You watch one of his auctions the next time it goes up, the zero bidders come and go until the last day.
He's been doing it for ages now, along with advertising it as 'another member' (one time he left his trip on a post on /toy/ giving himself away).
It is more 4chan hate for him because of this crap he pulls all the time, Jin does the same thing (it is suspected that he makes multiple customs of the same thing like Jin does, shill bids to a massive price and then offer 'second chances' to the next 3-4 highest bidders).
It may just be business and what he does for a job but that doesn't mean that I approve of his tactics.
oh wtf? i noticed that his customs are always heavily overpriced.
now i know why.
sounds plausible to use zero bidders and then remove them later once someone genuinely beats the price.
cos right now there are no longer any zero bidders on his auction!
also sounds plausible to make multiples and offer them to the genuine bidders who missed out.
but hey, this is his full time job and if there are actually people out there who are willing to pay an exorbitant amount of cash for his work then who i am to judge?
yeah i just had a look and indeed the zero bidders are gone which makes no sense if they were legit bidders - so he just removed them to erase evidence.
and while i don't care how much people want to pay for his customs, to artificially raise the price is so unethical and a disgusting exploitation of the bidding system on ebay.
I don't see how you all can be so sure it is him doing this.
Exactly. Much of the work on the first version is design, and testing various combinations of additions, modifications, paintwork etc. Once it's all been nailed down, it'd be stupid not to make near-identical pieces (which could be assembled and prepped much more quickly) for people willing to pay significantly more than the reduced price.

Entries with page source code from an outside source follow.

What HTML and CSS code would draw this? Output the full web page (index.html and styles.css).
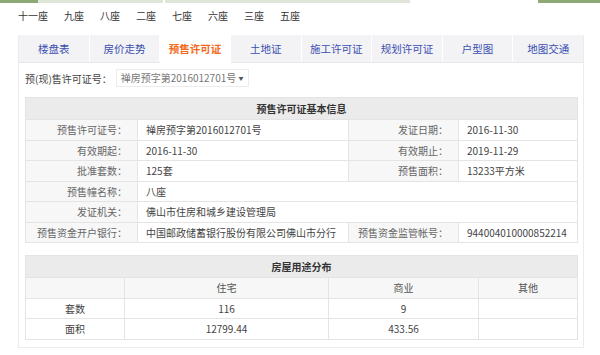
FILE: index.html
```html
<!DOCTYPE html>
<html lang="zh-CN">
<head>
    <meta charset="UTF-8">
    <meta name="viewport" content="width=device-width, initial-scale=1.0">
    <title>预售许可证</title>
    <link rel="stylesheet" href="styles.css">
</head>
<body>

    <div class="strip">
        <span class="seg seg-green"></span>
        <span class="seg seg-pale seg-a"></span>
        <span class="seg seg-gap"></span>
        <span class="seg seg-pale seg-b"></span>
        <span class="seg seg-fill"></span>
        <span class="seg seg-green seg-c"></span>
    </div>

    <div class="buildings">
        <a>十一座</a>
        <a>九座</a>
        <a>八座</a>
        <a>二座</a>
        <a>七座</a>
        <a>六座</a>
        <a>三座</a>
        <a>五座</a>
    </div>

    <div class="box">
        <div class="tabs">
            <a class="tab">楼盘表</a>
            <a class="tab">房价走势</a>
            <a class="tab active">预售许可证</a>
            <a class="tab">土地证</a>
            <a class="tab">施工许可证</a>
            <a class="tab">规划许可证</a>
            <a class="tab">户型图</a>
            <a class="tab">地图交通</a>
        </div>

        <div class="panel">
            <div class="picker">
                <span class="picker-label">预(现)售许可证号：</span>
                <span class="select">禅房预字第2016012701号 <i class="caret">▼</i></span>
            </div>

            <table class="info">
                <colgroup>
                    <col class="c1"><col class="c2"><col class="c3"><col class="c4">
                </colgroup>
                <tr><th colspan="4">预售许可证基本信息</th></tr>
                <tr>
                    <td class="lbl">预售许可证号：</td>
                    <td>禅房预字第2016012701号</td>
                    <td class="lbl">发证日期：</td>
                    <td>2016-11-30</td>
                </tr>
                <tr>
                    <td class="lbl">有效期起：</td>
                    <td>2016-11-30</td>
                    <td class="lbl">有效期止：</td>
                    <td>2019-11-29</td>
                </tr>
                <tr>
                    <td class="lbl">批准套数：</td>
                    <td>125套</td>
                    <td class="lbl">预售面积：</td>
                    <td>13233平方米</td>
                </tr>
                <tr>
                    <td class="lbl">预售幢名称：</td>
                    <td colspan="3">八座</td>
                </tr>
                <tr>
                    <td class="lbl">发证机关：</td>
                    <td colspan="3">佛山市住房和城乡建设管理局</td>
                </tr>
                <tr>
                    <td class="lbl">预售资金开户银行：</td>
                    <td>中国邮政储蓄银行股份有限公司佛山市分行</td>
                    <td class="lbl">预售资金监管帐号：</td>
                    <td>944004010000852214</td>
                </tr>
            </table>

            <table class="usage">
                <colgroup>
                    <col class="u1"><col class="u2"><col class="u3"><col class="u4">
                </colgroup>
                <tr><th colspan="4">房屋用途分布</th></tr>
                <tr class="sub">
                    <td></td>
                    <td>住宅</td>
                    <td>商业</td>
                    <td>其他</td>
                </tr>
                <tr>
                    <td>套数</td>
                    <td>116</td>
                    <td>9</td>
                    <td></td>
                </tr>
                <tr>
                    <td>面积</td>
                    <td>12799.44</td>
                    <td>433.56</td>
                    <td></td>
                </tr>
            </table>
        </div>
    </div>

</body>
</html>
```

FILE: styles.css
```css
body {
    margin: 0;
    font-family: "Noto Sans CJK SC", "Open Sans", sans-serif;
    font-size: 10px;
    color: #333;
    background-color: #fff;
}
.strip {
    display: flex;
    height: 3px;
}
.seg {
    display: block;
    height: 100%;
}
.seg-green {
    width: 38px;
    background-color: #8daa74;
}
.seg-pale {
    background-color: #dfe6d8;
}
.seg-a {
    width: 125px;
}
.seg-gap {
    width: 2px;
}
.seg-b {
    width: 245px;
}
.seg-fill {
    flex: 1;
}
.seg-c {
    width: 62px;
}
.buildings {
    display: flex;
    padding: 5px 0 0 18px;
    box-sizing: border-box;
    height: 32px;
}
.buildings a {
    margin-right: 16px;
    color: #333;
}
.box {
    width: 564px;
    margin-left: 18px;
    border: 1px solid #ececec;
    border-top: none;
}
.tabs {
    display: flex;
    height: 27px;
    border-bottom: 1px solid #e8e8e8;
}
.tab {
    flex: 1;
    text-align: center;
    line-height: 27px;
    font-size: 10.5px;
    color: #3b4fb0;
    background-color: #f3f3f5;
    border-right: 1px solid #fff;
}
.tab:last-child {
    border-right: none;
}
.tab.active {
    color: #f26b1d;
    font-weight: bold;
    background-color: #fff;
    margin-bottom: -1px;
}
.panel {
    padding: 6px 6px 7px;
}
.picker {
    display: flex;
    align-items: center;
    height: 18px;
    margin-bottom: 10px;
}
.picker-label {
    color: #444;
}
.select {
    margin-left: 4px;
    padding: 0 4px;
    height: 16px;
    line-height: 16px;
    border: 1px solid #ececec;
    color: #777;
}
.caret {
    font-style: normal;
    font-size: 5px;
    vertical-align: 2px;
    color: #555;
}
table {
    width: 552px;
    border-collapse: collapse;
    table-layout: fixed;
}
table th, table td {
    border: 1px solid #e4e4e4;
    height: 19.5px;
    padding: 0 8px;
    white-space: nowrap;
    overflow: hidden;
}
table th {
    height: 21px;
    background-color: #ebebeb;
    font-weight: bold;
    color: #333;
}
.info td {
    color: #444;
}
.info td.lbl {
    background-color: #f7f7f7;
    color: #666;
    text-align: right;
    padding-right: 10px;
}
.c1 { width: 112px; }
.c2 { width: 211px; }
.c3 { width: 110px; }
.c4 { width: 119px; }
.usage {
    margin-top: 12px;
}
.usage td {
    text-align: center;
    color: #444;
}
.usage .sub td {
    background-color: #f7f7f7;
    color: #555;
}
.u1 { width: 99px; }
.u2 { width: 204px; }
.u3 { width: 150px; }
.u4 { width: 99px; }
```
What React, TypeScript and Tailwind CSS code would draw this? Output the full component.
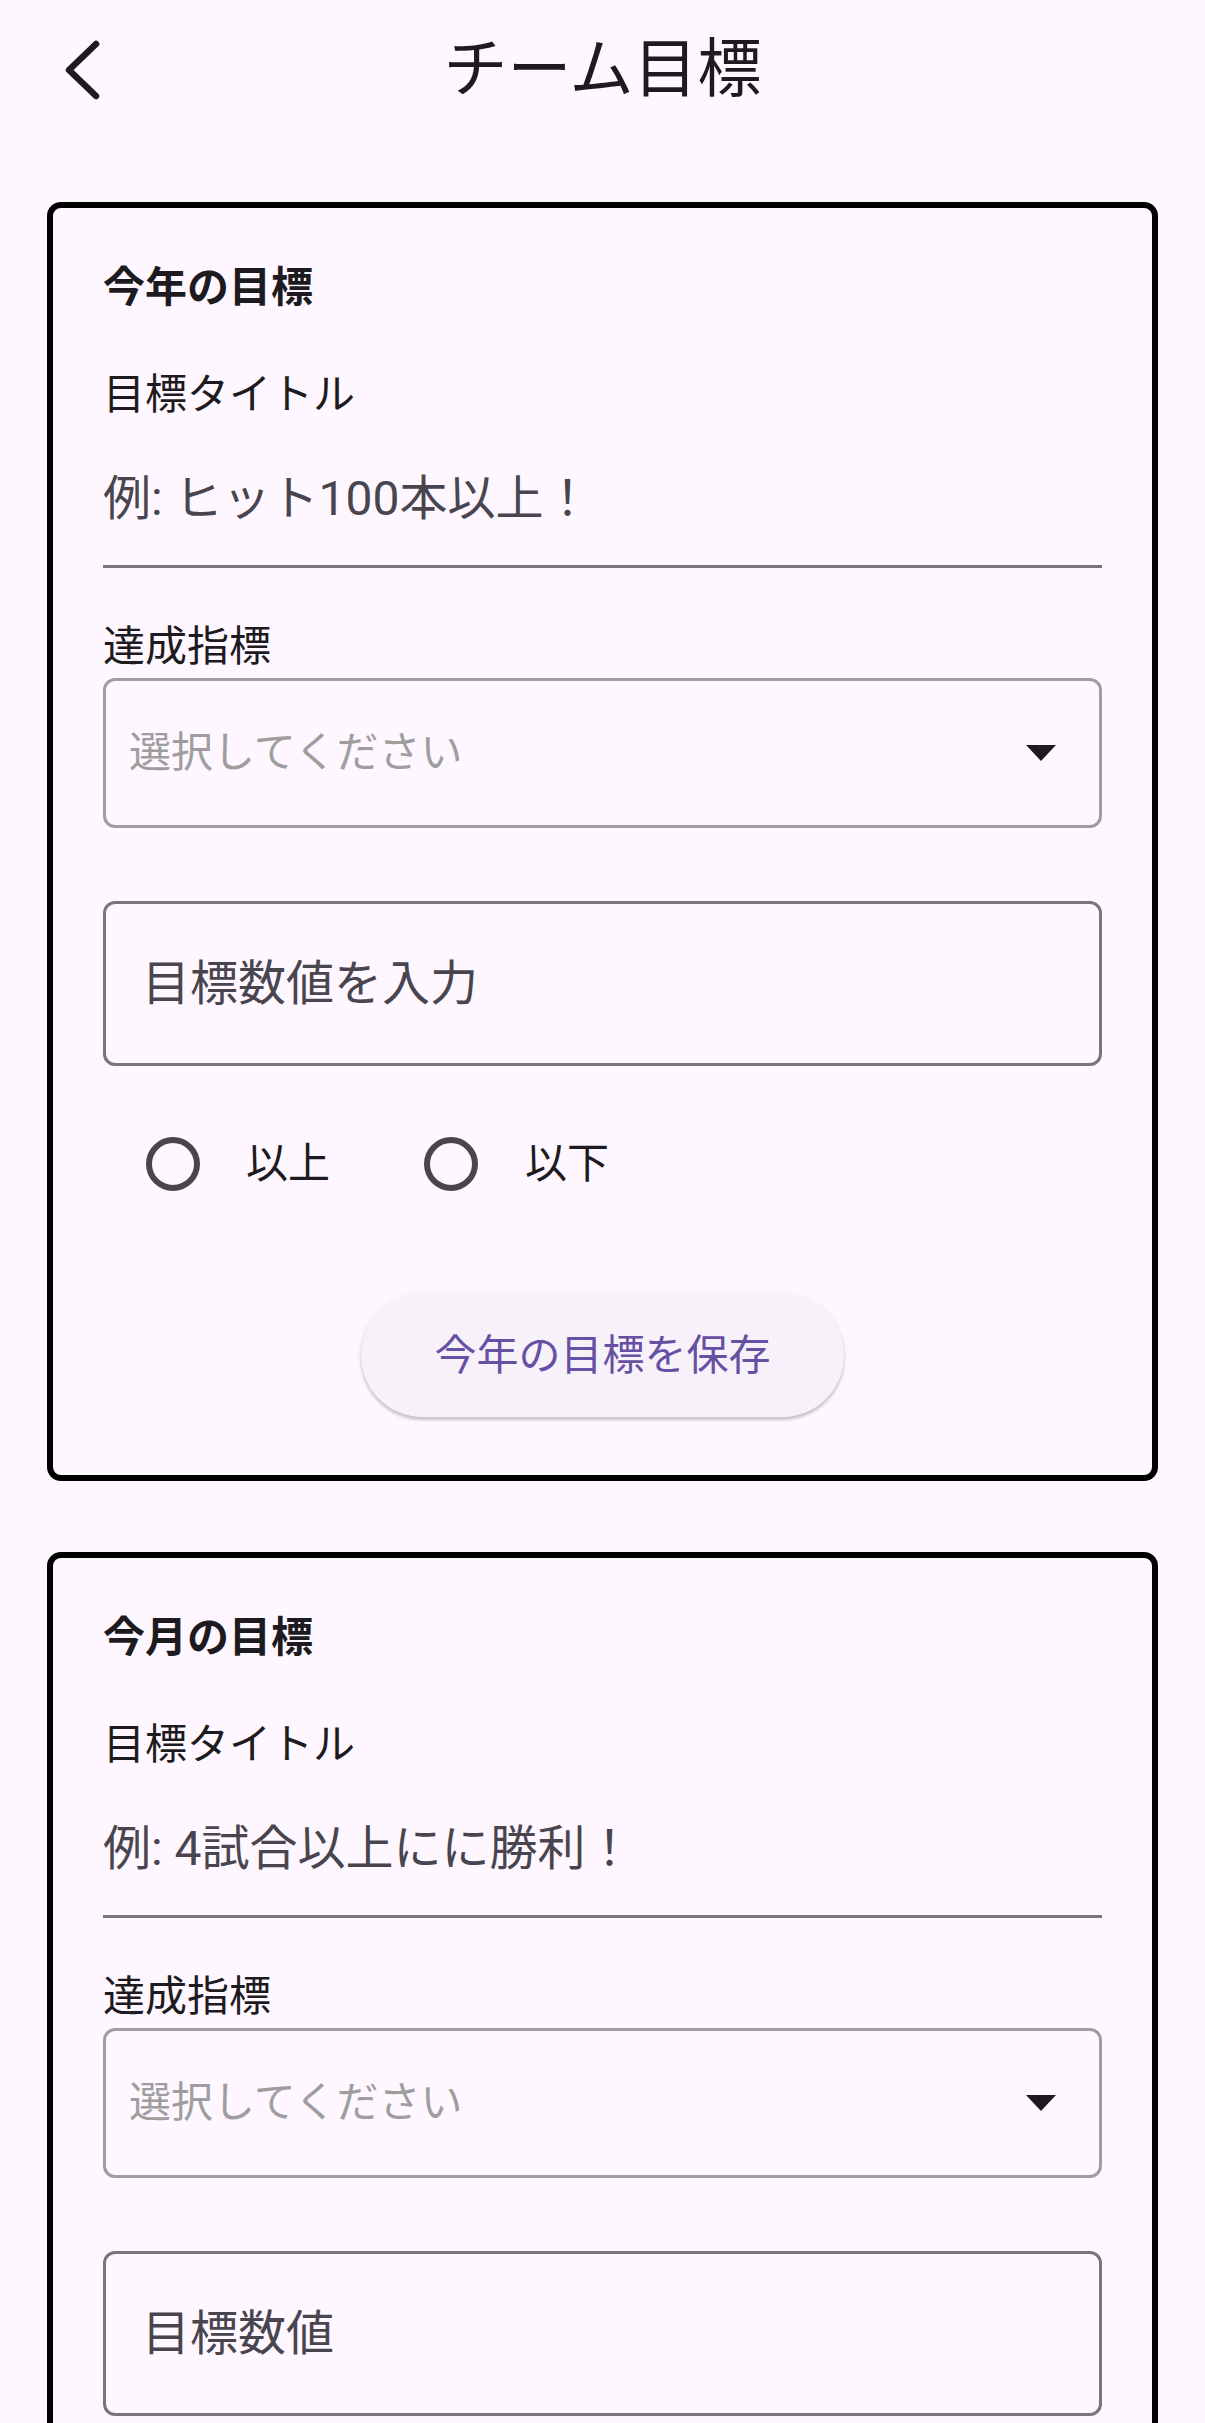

Example: Someone paying $1500 for a piece which might easily have taken 40 hours of design and testing, and $500 in parts, spares, duplicates, and raw material to get the final effect. That's not a very high hourly profit rate (~$25/hr pre-tax). But if three other people are willing to pay $1000 each for copies which might be able to be assembled and detailed in 25 hours each using $200 of parts, that's $32/hr gross for those three. That raises the total hourly rate for a given design from $25 to just over $30 - a 20% pay rise just for adopting a different business strategy.
Of course, I have no idea if these numbers are anything at all like what professional kitbashers/sellers see day to day, but they illustrate the point.